Effective January 2019, the CCS Protocol qualifies a range of CCS projects that reduce emissions associated with the production of transport fuels sold in California, and projects that directly capture CO2 from the air, to generate credits under the LCFS. These LCFS credits can be combined with a federal tax credit mechanism known as 45Q to support the business case for investment in this emissions reductions technology which is vital to reach global climate goals.

Only six months after coming into effect, industry chatter in the United States indicates that the mechanism could inspire half a dozen new CCS projects over the next few years. Even prior to the CCS Protocol amendment coming into effect, bioethanol refineries were considered to be the earliest, negative emissions opportunity associated with the LCFS, subject to emissions from indirect land use change being sufficiently low.

The opportunity for ethanol production with CCS in the Midwest widens when refineries link to enhanced oil recovery (EOR) sites. The revenue stream created from EOR’s primary purpose – utilising CO2 for the extraction of additional oil from declining oilfields – has been the commercial driver for the majority of CCS projects. With the introduction of the CCS Protocol, a new revenue stream has emerged from the permanent, safe storage of CO2.

However, this opportunity is not without challenges. The distance of Midwest ethanol biorefineries from suitable CO2 storage sites requires substantial investment in CO2 transport infrastructure. In addition, although CO2 from bioethanol production is highly concentrated, the volume is relatively low compared to other industries. This means an EOR operator would is unlikely to build a pipeline to a single biorefinery and may instead invest in transport infrastructure to a higher volume CO2 source, such as a power plant.

To counter this, ethanol biorefineries need to utilise shared CO2 transport pipeline infrastructure; connecting multiple plants and providing sufficient scale to make the process commercially attractive to operators of EOR or dedicated geologic storage sites.

Scale in the CO2 pipeline system is also of great importance. Pipelines with larger capacity have significantly lower cost per unit of CO2 transported. An example can be seen in the 240km Alberta Carbon Trunk Line (ACTL). The pipeline, due to be operational by 2020, will connect emitters in Alberta’s industrial heartland with aging oil reservoirs in central and southern Alberta for use in EOR.

A key, cost-cutting feature of the ACTL is oversizing of the pipeline in the first phase of the project; allowing both the number of emitters and the volume of CO2 to increase over time.

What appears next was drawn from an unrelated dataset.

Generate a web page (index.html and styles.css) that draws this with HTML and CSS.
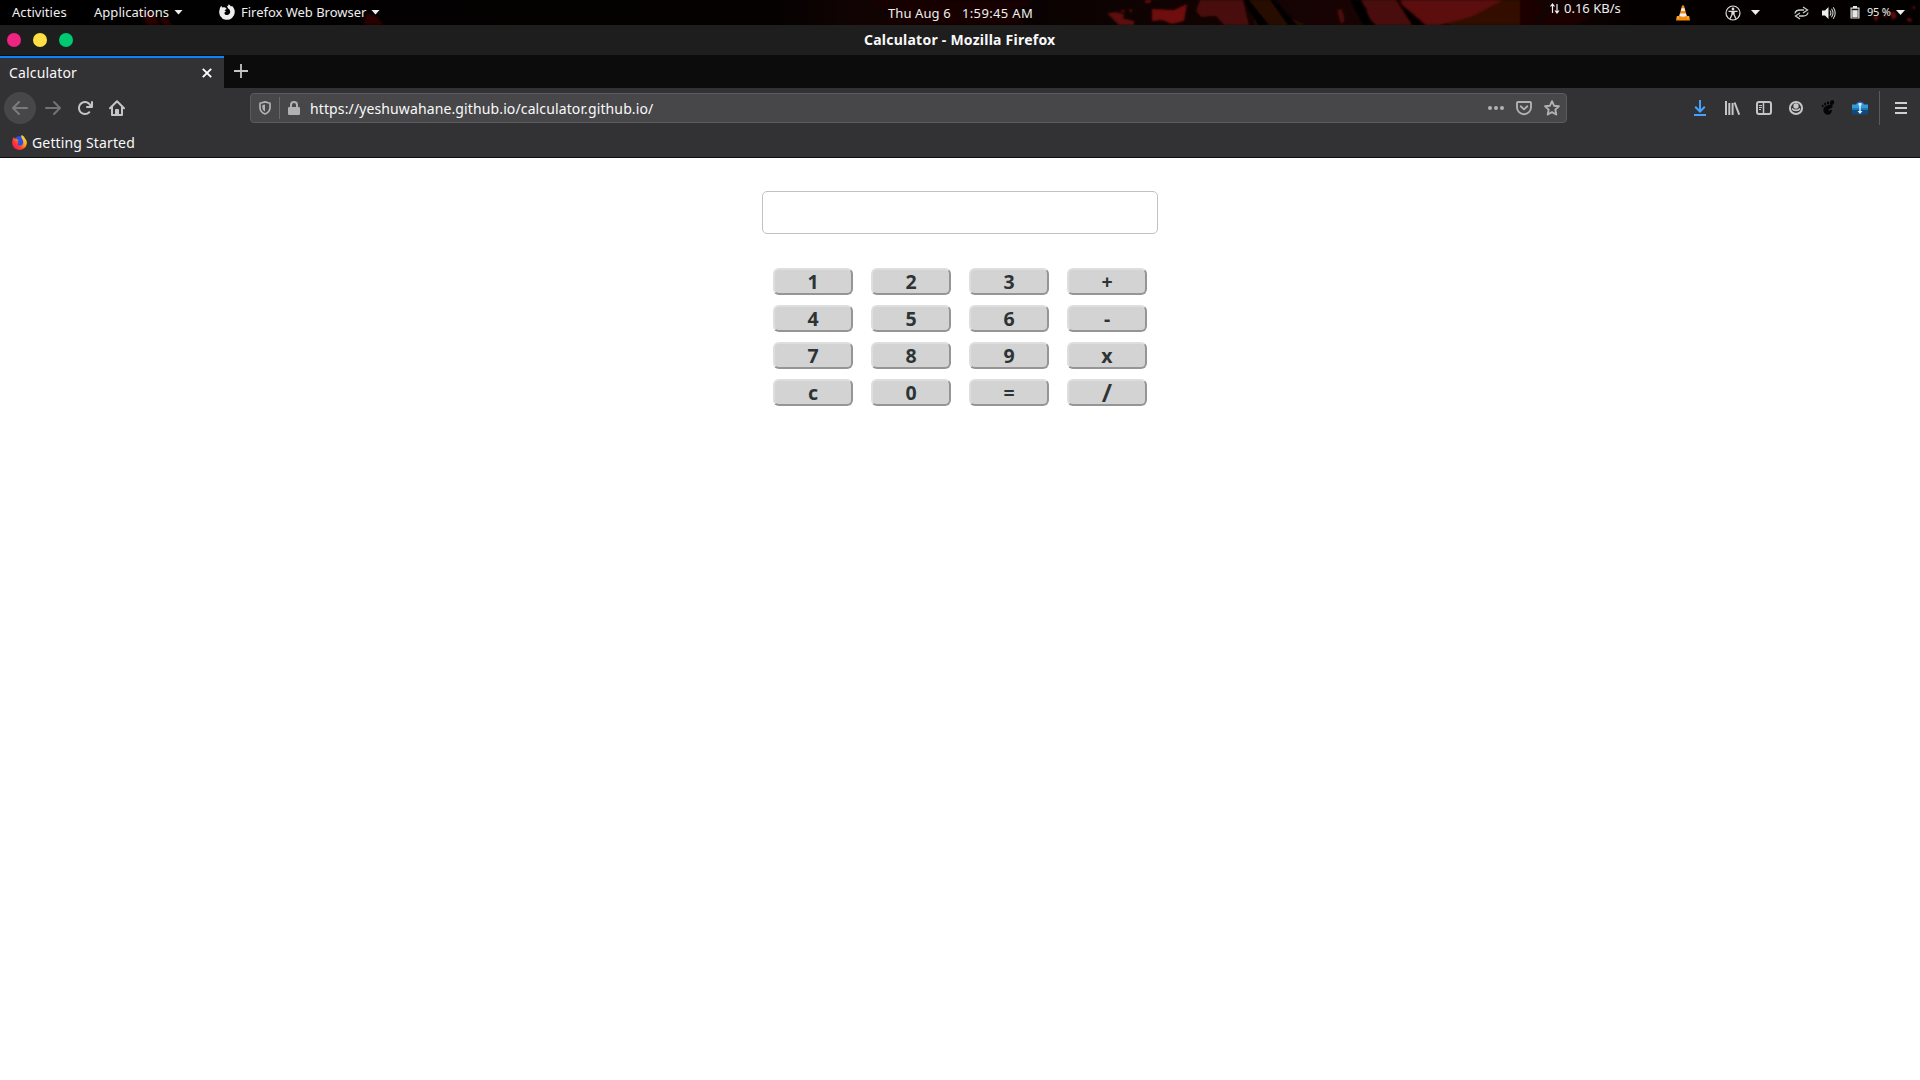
FILE: index.html
```html
<!DOCTYPE html>
<html lang="en">
<head>
<meta charset="utf-8">
<title>Calculator</title>
<link rel="stylesheet" href="styles.css">
</head>
<body>
<header class="panel">
  <svg class="wallpaper" width="1920" height="25" viewBox="0 0 1920 25" aria-hidden="true">
    <defs>
      <linearGradient id="base"><stop offset="0" stop-color="#000"/><stop offset=".4" stop-color="#050101"/><stop offset=".45" stop-color="#120303"/><stop offset=".54" stop-color="#0a0202"/><stop offset=".7" stop-color="#180303"/><stop offset=".79" stop-color="#190404"/><stop offset=".85" stop-color="#050000"/><stop offset="1" stop-color="#030000"/></linearGradient>
      <filter id="soft"><feGaussianBlur stdDeviation=".8"/></filter>
    </defs>
    <rect width="1920" height="25" fill="url(#base)"/>
    <g filter="url(#soft)">
      <path fill="#2a0505" d="M140 10l14 3 6 12h-13zM160 17l8 1 4 7h-9zM366 14l10 2 8 9h-20z"/>
      <path fill="#140302" d="M865 0h170l-20 12 10 13H880l10-12z"/>
      <path fill="#5e0d08" d="M1107 13l10-1 8 3-3 3 12 3v4h-15zM1119 11l6-1-1 3zM1128 10l4-1v4zM1146 0h6l-2 3h-6z"/>
      <path fill="#701009" d="M1152 9l22 1 13-6-3 17-12 3-10-4-10 1z"/>
      <path fill="#4a0b08" d="M1200 0h43l6 25h-25l-8-9-15 1-5-6z"/>
      <path fill="#280906" d="M1245 0h25l10 13 27 12h-52z"/>
      <path fill="#4a0a07" d="M1337 10l5-1 3 11-4 5zM1361 0h35l13 8 8 17h-51l-6-12 8-2z"/>
      <path fill="#5b0d09" d="M1400 0h103l-14 12-28 8-22 5h-23z"/>
      <path fill="#310706" d="M1503 0h17v25h-77l30-9z"/>
      <path fill="#1d0505" d="M1520 0h16l6 9-10 16h-12zM1548 12l30-2 11 8-14 7h-33z"/>
      <path fill="#000" d="M1243 0h6l20 25h-11zM1270 0h5l22 25h-9zM1350 0h11l10 20 5 5h-13zM1396 0l15 12 15 13h-14z"/>
      <path fill="#5a0f0c" d="M1890 12l5 0 2 5-5 3zM1882 16l4-2 1 4zM1911 7l4-1 0 4zM1907 18l4 0 1 4-5-1zM1873 16l6 0-3 6z"/>
    </g>
  </svg>
  <div class="panel-left">
    <span class="t-act">Activities</span>
    <span class="menu-item m-apps"><span class="t-apps">Applications</span><i class="caret"></i></span>
    <span class="menu-item m-fox">
      <svg width="16" height="16" viewBox="0 0 16 16"><path fill="#eee" d="M8 2.400C9 2 9.500 1.300 9.700.3c1 .7 1.700 1.400 2.200 2.300.5-.2.8-.5 1-.9C14.900 3.500 15.800 5.600 15.800 8A7.800 7.800 0 1 1 .7 5.300C.8 3.700 1.500 2.700 2.600 1.700c0 .8.2 1.300.6 1.800 1-.4 2-.5 3-.1L7.800 4.900 5.300 6.300c1 .2 1.500.7 1.500 1.400-1 .5-1.600.9-1.300 1.700.5 1.300 2 2 3.600 1.400 2-.7 2.500-2.900 1.700-4.600C10 4.700 9 4.500 8 2.400z"/></svg>
      <span class="t-fwb">Firefox Web Browser</span><i class="caret"></i>
    </span>
  </div>
  <div class="clock"><span class="t-date">Thu Aug 6</span><span class="t-time">1:59:45 AM</span></div>
  <div class="panel-right">
    <span class="net"><svg width="10" height="11" viewBox="0 0 10 11"><path d="M2.500 10V1M.5 3.500l2-2.500 2 2.500M7 1v9M5 7.500L7 10l2-2.500" fill="none" stroke="#eee" stroke-width="1.200"/></svg><span class="t-net">0.16 KB/s</span></span>
    <svg class="vlc" width="14" height="16" viewBox="0 0 14 16"><path fill="#f58a07" d="M.8 11h12.400l.8 4.500H0z"/><path fill="#ffad36" d="M1 11.500h2v2H1zM11 11.500h2v2h-2z"/><path fill="#f48a12" d="M6 .5h2L11 12q-4 2-8 0z"/><path fill="#eee" d="M5.500 3.200h3L9.200 6H4.800zM4 8.500h6l.7 2.500q-3.700 1.500-7.400 0z"/></svg>
    <svg class="access" width="16" height="16" viewBox="0 0 16 16"><circle cx="8" cy="8" r="7" fill="none" stroke="#ddd" stroke-width="1.200"/><circle cx="8" cy="4" r="1.400" fill="#ddd"/><path d="M3.500 6.300h9M8 6v3.500M7 6.500v3.200l-2 4M9 6.500v3.200l2 4" fill="none" stroke="#ddd" stroke-width="1.300"/></svg>
    <i class="caret c1"></i>
    <svg class="swap" width="15" height="14" viewBox="0 0 15 14"><path d="M1 7.500C1.500 4.500 4 4 6 4h4M9 1l4.500 3L9 7M14 6.500c-.5 3-3 3.500-5 3.500H5M6 7l-4.500 3L6 13" fill="none" stroke="#ccc" stroke-width="1.300"/></svg>
    <svg class="vol" width="14" height="14" viewBox="0 0 14 14"><path d="M0 4.500h3L6.500 1v12L3 9.500H0z" fill="#eee"/><path d="M8 4.500q1.800 2.500 0 5M9.500 2.800q3 4.200 0 8.400M11.200 1.200q4 5.800 0 11.600" fill="none" stroke="#ccc" stroke-width="1.100"/></svg>
    <svg class="bat" width="10" height="13" viewBox="0 0 10 13"><path d="M3 0h4v1.500h2.500v11H.5v-11H3z" fill="#e5e5e5"/><path d="M1.700 2.700h6.600v1.500H1.700z" fill="#111"/><path d="M1.700 2.700h.7v8.800h5.200V2.700h.7v9.300H1.700z" fill="#333"/></svg>
    <span class="t-bat">95 %</span><i class="caret c2"></i>
  </div>
</header>

<div class="titlebar">
  <div class="lights"><i class="close"></i><i class="min"></i><i class="max"></i></div>
  <span class="t-title">Calculator - Mozilla Firefox</span>
</div>

<div class="tabs">
  <div class="tab"><span class="t-tab">Calculator</span><svg width="10" height="10" viewBox="0 0 10 10"><path d="M.8.8l8.400 8.400M9.200.8L.8 9.200" stroke="#fff" stroke-width="1.900"/></svg></div>
  <svg class="newtab" width="14" height="14" viewBox="0 0 14 14"><path d="M7 0v14M0 7h14" stroke="#c5c5c6" stroke-width="1.800"/></svg>
</div>

<div class="toolbar">
  <div class="nav">
    <span class="back"><svg width="16" height="16" viewBox="0 0 16 16"><path fill="#7b7b7d" d="M15 7H3.414l4.293-4.293a1 1 0 0 0-1.414-1.414l-6 6a1 1 0 0 0 0 1.414l6 6a1 1 0 0 0 1.414-1.414L3.414 9H15a1 1 0 0 0 0-2z"/></svg></span>
    <svg class="fwd" width="16" height="16" viewBox="0 0 16 16"><path fill="#737375" d="M1 7h11.586L8.293 2.707a1 1 0 0 1 1.414-1.414l6 6a1 1 0 0 1 0 1.414l-6 6a1 1 0 0 1-1.414-1.414L12.586 9H1a1 1 0 0 1 0-2z"/></svg>
    <svg class="reload" width="16" height="16" viewBox="0 0 16 16"><path fill="#c5c5c6" d="M15 1a1 1 0 0 0-1 1v2.418A6.995 6.995 0 1 0 8 15a6.954 6.954 0 0 0 4.950-2.050 1 1 0 0 0-1.414-1.414A5.019 5.019 0 1 1 12.549 6H10a1 1 0 0 0 0 2h5a1 1 0 0 0 1-1V2a1 1 0 0 0-1-1z"/></svg>
    <svg class="home" width="16" height="16" viewBox="0 0 16 16"><path d="M1 8.300L8 1.300l7 7M3 7v8h10V7M7 15v-5h2v5" fill="none" stroke="#c5c5c6" stroke-width="2" stroke-linecap="round" stroke-linejoin="round"/></svg>
  </div>
  <div class="urlbar">
    <svg class="shield" width="12" height="14" viewBox="0 0 12 14"><path d="M6 .9l5 1.300v4.300c0 3-1.800 5.200-5 6.500-3.200-1.300-5-3.500-5-6.500V2.200z" fill="none" stroke="#b1b1b3" stroke-width="1.700" stroke-linejoin="round"/><path d="M6 3.500v7C4.200 9.400 3.300 8 3.300 6.200V4.100z" fill="#b1b1b3"/></svg>
    <i class="urlsep"></i>
    <svg class="lock" width="12" height="14" viewBox="0 0 12 14"><path d="M3 7V4a3 3 0 0 1 6 0v3" fill="none" stroke="#b1b1b3" stroke-width="2"/><rect y="6" width="12" height="8" rx="1.200" fill="#b1b1b3"/></svg>
    <span class="t-url">https://yeshuwahane.github.io/calculator.github.io/</span>
    <span class="urlicons">
      <svg width="16" height="16" viewBox="0 0 16 16"><g fill="#b1b1b3"><circle cx="2" cy="8" r="2"/><circle cx="8" cy="8" r="2"/><circle cx="14" cy="8" r="2"/></g></svg>
      <svg width="16" height="16" viewBox="0 0 16 16"><path d="M2 2h12q1 0 1 1v4.200a7 7 0 0 1-14 0V3q0-1 1-1z" fill="none" stroke="#b1b1b3" stroke-width="1.900"/><path d="M4.700 6.300L8 9.400l3.300-3.100" fill="none" stroke="#b1b1b3" stroke-width="1.900" stroke-linecap="round" stroke-linejoin="round"/></svg>
      <svg width="16" height="16" viewBox="0 0 16 16"><path d="M8 1.200l2 4.500 4.900.5-3.600 3.400 1 4.900L8 12.100l-4.300 2.400 1-4.900L1.100 6.200 6 5.700z" fill="none" stroke="#b1b1b3" stroke-width="1.900" stroke-linejoin="round"/></svg>
    </span>
  </div>
  <div class="tools">
    <svg width="16" height="16" viewBox="0 0 16 16"><path d="M8 0v11M3.200 6.700L8 11.500l4.800-4.800M2 15h12" fill="none" stroke="#45a1ff" stroke-width="2" /></svg>
    <svg width="16" height="16" viewBox="0 0 16 16"><path d="M2 1v14M5.300 3v12M8.600 3v12" stroke="#c5c5c6" stroke-width="2"/><path d="M10.600 2.500L15.200 14.700" stroke="#c5c5c6" stroke-width="2"/></svg>
    <svg width="16" height="16" viewBox="0 0 16 16"><rect x="1" y="2" width="14" height="12" rx="2" fill="none" stroke="#c5c5c6" stroke-width="2"/><path d="M7.500 2v12" stroke="#c5c5c6" stroke-width="1.500"/><path d="M3 5.500h3M3 7.500h3M3 9.500h2" stroke="#c5c5c6"/></svg>
    <svg width="16" height="16" viewBox="0 0 16 16"><circle cx="8" cy="8" r="6.100" fill="none" stroke="#c5c5c6" stroke-width="2"/><circle cx="8" cy="6" r="2.700" fill="#c5c5c6"/><path d="M4 8.500a4.500 3.600 0 0 0 8 0" fill="none" stroke="#c5c5c6" stroke-width="1.700"/></svg>
    <svg width="16" height="16" viewBox="0 0 16 16"><path fill="#050505" d="M7 5.600c3-1.500 6-.8 5.700 1.200-.3 1.600-2.800 1.500-4 2.700-.8 1 .5 1.500 1.600.7 1-.7 2-.2 1.600.8-.5 2.200-2 3.800-4 3.800-2.500 0-4.500-2.300-4.500-5C3.400 7.800 4.800 6.500 7 5.600z"/><ellipse cx="12" cy="2.600" rx="2" ry="2.600" transform="rotate(25 12 2.600)" fill="#050505"/><ellipse cx="8" cy="2.900" rx="1.100" ry="1.700" fill="#050505"/><ellipse cx="5.100" cy="4.100" rx="1" ry="1.500" fill="#050505"/><ellipse cx="2.700" cy="6" rx=".9" ry="1.300" fill="#050505"/></svg>
    <svg width="16" height="16" viewBox="0 0 16 16"><path fill="#2468d8" d="M4 4a4.200 3.600 0 0 1 8 0v3H4z"/><rect y="5" width="16" height="9.500" rx="1.500" fill="#10497f"/><path fill="#349bd8" d="M0 4.500h4l2-1h5l1 1h4V8H0z"/><path fill="#1978ba" d="M0 8h16v2H0z"/><path fill="#d7f1ff" d="M6.500 3h3v2l-.8 1v5h1.800L8 14l-2.500-3h1.800V6l-.8-1z"/></svg>
  </div>
  <i class="toolsep"></i>
  <svg class="burger" width="12" height="12" viewBox="0 0 12 12"><path d="M0 1h12M0 6h12M0 11h12" stroke="#d0d0d1" stroke-width="2"/></svg>
</div>

<div class="bookmarks">
  <svg width="15" height="15" viewBox="0 0 15 15"><defs><linearGradient id="fx" x1="1" y1="0" x2="0" y2="1"><stop offset="0" stop-color="#fff04a"/><stop offset=".35" stop-color="#ffb01c"/><stop offset=".65" stop-color="#ff3b2f"/><stop offset="1" stop-color="#f00870"/></linearGradient></defs><circle cx="7.500" cy="6.800" r="5.700" fill="#2a50e8"/><path fill="url(#fx)" d="M9.500 0c2 .8 3 1.900 3.300 3.300C14.400 4.800 15 6.500 14.800 8.500c-.4 3.700-3.500 6.400-7.200 6.400C3.500 14.900.2 12 .2 7.800.2 5.500.8 3.500 2 2c.1.900.4 1.500.8 2 1-.3 1.700-.2 2.300.2L6.800 5.700 5 7c1 0 1.500.3 1.600.8-.8.4-1.200.8-.8 1.700.9 1.900 4.400 1.600 5.300-1 .5-1.800-.2-3.300-.9-4.500C9.300 2.700 9 1.500 9.500 0z"/></svg>
  <span class="t-book">Getting Started</span>
</div>

<main class="page">
  <form class="calculator">
    <input class="display" type="text" aria-label="Result">
    <div class="keys">
      <button type="button">1</button><button type="button">2</button><button type="button">3</button><button type="button">+</button>
      <button type="button">4</button><button type="button">5</button><button type="button">6</button><button type="button">-</button>
      <button type="button">7</button><button type="button">8</button><button type="button">9</button><button type="button">x</button>
      <button type="button">c</button><button type="button">0</button><button type="button">=</button><button type="button" class="divide">/</button>
    </div>
  </form>
</main>
</body>
</html>
```
FILE: styles.css
```css
* { box-sizing: border-box; }
body {
  margin: 0;
  height: 1080px;
  display: flex;
  flex-direction: column;
  overflow: hidden;
  background: #fff;
  font-family: "Noto Sans", "Open Sans", sans-serif;
  color: #f9f9fa;
  white-space: nowrap;
}
svg { display: block; flex: none; }

/* desktop panel */
.panel {
  position: relative;
  height: 25px;
  display: grid;
  grid-template-columns: 888px 1fr 371px;
  align-items: center;
  background: #000;
  color: #eee;
  font-size: 13px;
  line-height: 22px;
}
.wallpaper { position: absolute; left: 0; top: 0; }
.panel-left, .clock, .panel-right { position: relative; display: flex; align-items: center; height: 25px; }
.panel-left { padding-left: 12px; }
.panel-left span { padding-bottom: 1px; }
.menu-item { display: flex; align-items: center; }
.caret {
  flex: none;
  width: 9px;
  height: 5px;
  background: #eee;
  clip-path: polygon(0 0, 100% 0, 50% 100%);
}
.t-act { width: 82px; letter-spacing: .05px; }
.m-apps { width: 125px; }
.t-apps { width: 80px; letter-spacing: .03px; }
.t-fwb { width: 125px; margin: 0 5px 0 6px; letter-spacing: -.02px; }
.t-date { width: 74px; letter-spacing: .1px; }
.t-time { letter-spacing: .35px; }
.net { display: flex; align-items: center; width: 116px; gap: 4px; padding-left: 1px; padding-bottom: 9px; }
.vlc { margin: 0 35px 0 11px; }
.access { margin-right: 10px; }
.c1 { margin-right: 34px; }
.swap { margin-right: 13px; }
.vol { margin-right: 14px; }
.bat { margin-right: 7px; }
.t-bat { width: 29px; font-size: 11px; letter-spacing: -.25px; padding-bottom: 1px; }

/* window title */
.titlebar {
  height: 31px;
  display: grid;
  grid-template-columns: 864px 1fr;
  align-items: center;
  background: #1e1e1e;
  border-bottom: 1px solid #0c0c0d;
  font-size: 14px;
  font-weight: 700;
}
.t-title { letter-spacing: .24px; padding-bottom: 2px; }
.lights { display: flex; gap: 12px; padding-left: 7px; }
.lights i { width: 14px; height: 14px; border-radius: 50%; }
.close { background: #ef2382; }
.min { background: #ffdf43; }
.max { background: #00ca71; }

/* tab strip */
.tabs { height: 32px; display: flex; align-items: center; background: #0c0c0d; }
.tab {
  width: 224px;
  height: 32px;
  display: flex;
  align-items: center;
  justify-content: space-between;
  padding: 0 12px 2px 9px;
  background: #323234;
  border-top: 2px solid #0a84ff;
  font-size: 14px;
}
.tab svg { margin-top: 2px; }
.t-tab { letter-spacing: .15px; }
.newtab { margin-left: 10px; margin-bottom: 2px; }

/* navigation toolbar */
.toolbar { height: 39px; display: flex; align-items: center; background: #323234; }
.nav { width: 250px; display: flex; align-items: center; padding-left: 4px; }
.back { width: 32px; height: 32px; display: flex; align-items: center; justify-content: center; border-radius: 50%; background: #474749; }
.fwd { margin-left: 9px; }
.reload { margin-left: 16px; }
.home { margin-left: 16px; }
.urlbar {
  width: 1317px;
  height: 30px;
  display: flex;
  align-items: center;
  background: #474749;
  border: 1px solid #5b5b5d;
  border-radius: 4px;
  font-size: 14px;
}
.shield { margin-left: 8px; }
.urlsep { width: 1px; height: 22px; margin: 0 8px; background: #67676a; }
.lock { margin-right: 10px; }
.t-url { letter-spacing: .12px; padding-top: 2px; }
.urlicons { display: flex; gap: 12px; margin-left: auto; padding-right: 6px; }
.tools { display: flex; gap: 16px; margin-left: 125px; }
.toolsep { width: 1px; height: 34px; margin-left: 11px; background: #5b5b5d; }
.burger { margin-left: 15px; }

/* bookmarks toolbar */
.bookmarks {
  height: 31px;
  display: flex;
  align-items: center;
  gap: 5px;
  padding: 1px 0 0 12px;
  background: #323234;
  border-bottom: 1px solid #0c0c0d;
  font-size: 14px;
}
.t-book { letter-spacing: .15px; }

/* calculator page */
.page { flex: 1; display: flex; justify-content: center; align-items: flex-start; padding-top: 33px; }
.calculator { display: flex; flex-direction: column; align-items: center; gap: 34px; }
.display { width: 396px; height: 43px; border: 1px solid #c4c1bd; border-radius: 5px; background: #fff; }
.keys { display: grid; grid-template-columns: repeat(4, 80px); grid-auto-rows: 27px; gap: 10px 18px; }
.keys button {
  display: flex;
  align-items: center;
  justify-content: center;
  padding: 0;
  border: 2px solid;
  border-color: #dedede #959595 #959595 #dedede;
  border-radius: 6px;
  background: #d3d3d3;
  color: #2e3436;
  font: 700 19.500px/23px "Noto Sans", sans-serif;
}
.keys .divide { font-size: 26px; font-weight: 600; }
```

The benefits of this approach are numerous, ultimately resulting in a reduction of CO2 transport costs and lowering the investment risk for the capture plants. Oversizing the pipeline has the added bonus of signaling to operators that governments are willing to lend their support to CCS over the longer-term. This, in turn, will help to reduce the perceived policy risk of investing in CCS.

In addition, taking near-term opportunities to build out CO2 pipeline infrastructure will help enable more rapid deployment of CCS in the future as capture costs come down; like the way most renewable deployment has been enabled by existing electricity transmission networks.

The purity of carbon dioxide (CO2) available from production of bioethanol, the high concentration of ethanol biorefineries in the US Midwest region, and the availability of the new LCFS CCS Protocol policy incentive have resulted in a significant, low-cost opportunity for the expansion of bioethanol production in the United States.

Over the coming months and indeed years, the Institute will watch the impact the LCFS CCS Protocol has on the Midwest ethanol production industry with great interest. The amendment has provided a much-needed carrot for the rapid expansion of bioethanol production with CCS in the US Midwest. Add the right mix of policy, project finance and infrastructure investment and the future for CCS to enable the production of low-emissions bioethanol and further contribute to a net-zero emissions future, is looking very bright.